» **WHAT YOU HAVE TO DO**: Pick out each line containing the string "components".
— begin —
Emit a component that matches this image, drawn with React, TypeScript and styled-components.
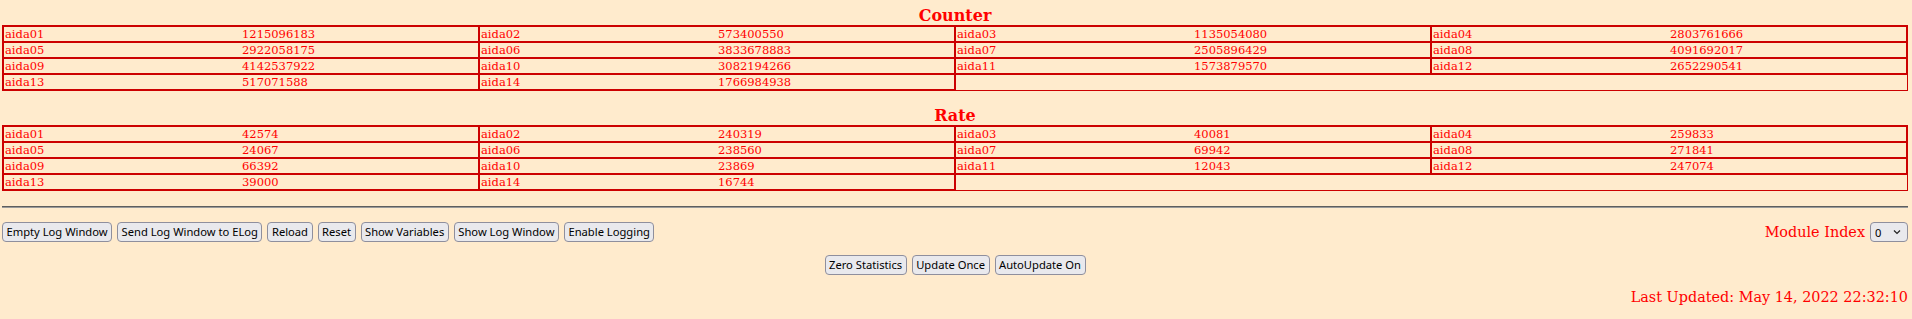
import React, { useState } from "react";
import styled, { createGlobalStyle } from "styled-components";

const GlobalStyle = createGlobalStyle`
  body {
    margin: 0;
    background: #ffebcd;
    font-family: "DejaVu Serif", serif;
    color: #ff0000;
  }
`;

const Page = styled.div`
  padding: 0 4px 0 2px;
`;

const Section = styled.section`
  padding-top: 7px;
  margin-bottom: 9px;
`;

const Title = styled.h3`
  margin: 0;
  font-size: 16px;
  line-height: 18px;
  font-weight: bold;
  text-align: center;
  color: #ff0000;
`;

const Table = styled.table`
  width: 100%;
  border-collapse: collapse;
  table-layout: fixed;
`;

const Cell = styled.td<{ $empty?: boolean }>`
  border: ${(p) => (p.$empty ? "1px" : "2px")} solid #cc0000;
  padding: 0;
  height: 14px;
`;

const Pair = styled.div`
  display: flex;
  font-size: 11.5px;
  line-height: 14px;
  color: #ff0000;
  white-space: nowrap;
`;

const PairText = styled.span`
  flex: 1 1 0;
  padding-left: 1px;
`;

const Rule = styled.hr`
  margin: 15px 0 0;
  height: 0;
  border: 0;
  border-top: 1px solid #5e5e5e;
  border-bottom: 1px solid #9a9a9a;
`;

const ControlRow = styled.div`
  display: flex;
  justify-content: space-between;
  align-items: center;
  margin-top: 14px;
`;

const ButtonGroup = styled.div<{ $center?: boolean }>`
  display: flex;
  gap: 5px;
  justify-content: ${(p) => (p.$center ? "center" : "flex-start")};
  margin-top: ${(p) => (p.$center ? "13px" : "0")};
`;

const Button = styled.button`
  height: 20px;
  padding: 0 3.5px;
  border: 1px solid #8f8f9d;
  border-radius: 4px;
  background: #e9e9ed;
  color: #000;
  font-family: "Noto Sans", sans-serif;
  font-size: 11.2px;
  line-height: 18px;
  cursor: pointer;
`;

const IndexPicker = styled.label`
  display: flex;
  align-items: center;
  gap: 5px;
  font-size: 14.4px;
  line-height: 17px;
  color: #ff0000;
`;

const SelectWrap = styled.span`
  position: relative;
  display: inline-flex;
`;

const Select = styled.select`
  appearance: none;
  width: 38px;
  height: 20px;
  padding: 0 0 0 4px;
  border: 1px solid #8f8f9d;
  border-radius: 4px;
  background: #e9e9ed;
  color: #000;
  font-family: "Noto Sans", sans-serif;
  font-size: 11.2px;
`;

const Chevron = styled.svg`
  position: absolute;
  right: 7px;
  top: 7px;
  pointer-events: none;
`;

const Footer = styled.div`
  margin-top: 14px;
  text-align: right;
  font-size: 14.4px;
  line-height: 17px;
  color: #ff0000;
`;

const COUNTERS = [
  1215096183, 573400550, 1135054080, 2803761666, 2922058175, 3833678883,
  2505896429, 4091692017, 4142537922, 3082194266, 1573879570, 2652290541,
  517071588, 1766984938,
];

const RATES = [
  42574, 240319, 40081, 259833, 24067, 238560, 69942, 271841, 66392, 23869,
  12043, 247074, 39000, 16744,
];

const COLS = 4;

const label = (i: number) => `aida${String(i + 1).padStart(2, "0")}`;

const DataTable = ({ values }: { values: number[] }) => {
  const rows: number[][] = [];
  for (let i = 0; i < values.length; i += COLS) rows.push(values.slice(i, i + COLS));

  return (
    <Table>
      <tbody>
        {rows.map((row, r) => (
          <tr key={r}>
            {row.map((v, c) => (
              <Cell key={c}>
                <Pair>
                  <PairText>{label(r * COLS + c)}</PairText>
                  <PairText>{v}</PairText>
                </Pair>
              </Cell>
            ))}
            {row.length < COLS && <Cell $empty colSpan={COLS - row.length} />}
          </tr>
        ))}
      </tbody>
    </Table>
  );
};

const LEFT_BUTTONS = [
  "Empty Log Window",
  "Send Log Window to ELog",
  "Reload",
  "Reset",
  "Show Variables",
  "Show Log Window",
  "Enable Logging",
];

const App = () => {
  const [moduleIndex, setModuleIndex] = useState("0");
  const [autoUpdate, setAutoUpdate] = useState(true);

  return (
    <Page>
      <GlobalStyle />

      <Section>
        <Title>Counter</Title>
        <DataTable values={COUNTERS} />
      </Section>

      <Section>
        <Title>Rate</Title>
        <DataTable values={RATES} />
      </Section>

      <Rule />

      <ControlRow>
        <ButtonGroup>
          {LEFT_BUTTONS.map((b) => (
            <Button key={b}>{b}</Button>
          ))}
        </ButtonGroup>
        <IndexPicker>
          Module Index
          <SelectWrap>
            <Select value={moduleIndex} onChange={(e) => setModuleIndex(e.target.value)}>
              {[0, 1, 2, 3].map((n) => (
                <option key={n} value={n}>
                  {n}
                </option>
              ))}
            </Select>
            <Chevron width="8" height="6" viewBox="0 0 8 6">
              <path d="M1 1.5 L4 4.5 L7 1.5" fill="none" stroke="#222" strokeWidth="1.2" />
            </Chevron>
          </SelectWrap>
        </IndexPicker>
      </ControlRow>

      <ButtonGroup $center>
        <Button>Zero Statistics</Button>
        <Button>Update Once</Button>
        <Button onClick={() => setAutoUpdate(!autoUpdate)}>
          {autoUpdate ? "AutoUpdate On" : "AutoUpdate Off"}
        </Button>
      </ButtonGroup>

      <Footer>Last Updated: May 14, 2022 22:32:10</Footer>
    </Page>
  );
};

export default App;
— end —
» **SOLUTION TO THE PROBLEM**:
Emit a component that matches this image, drawn with React, TypeScript and styled-components.
import styled, { createGlobalStyle } from "styled-components";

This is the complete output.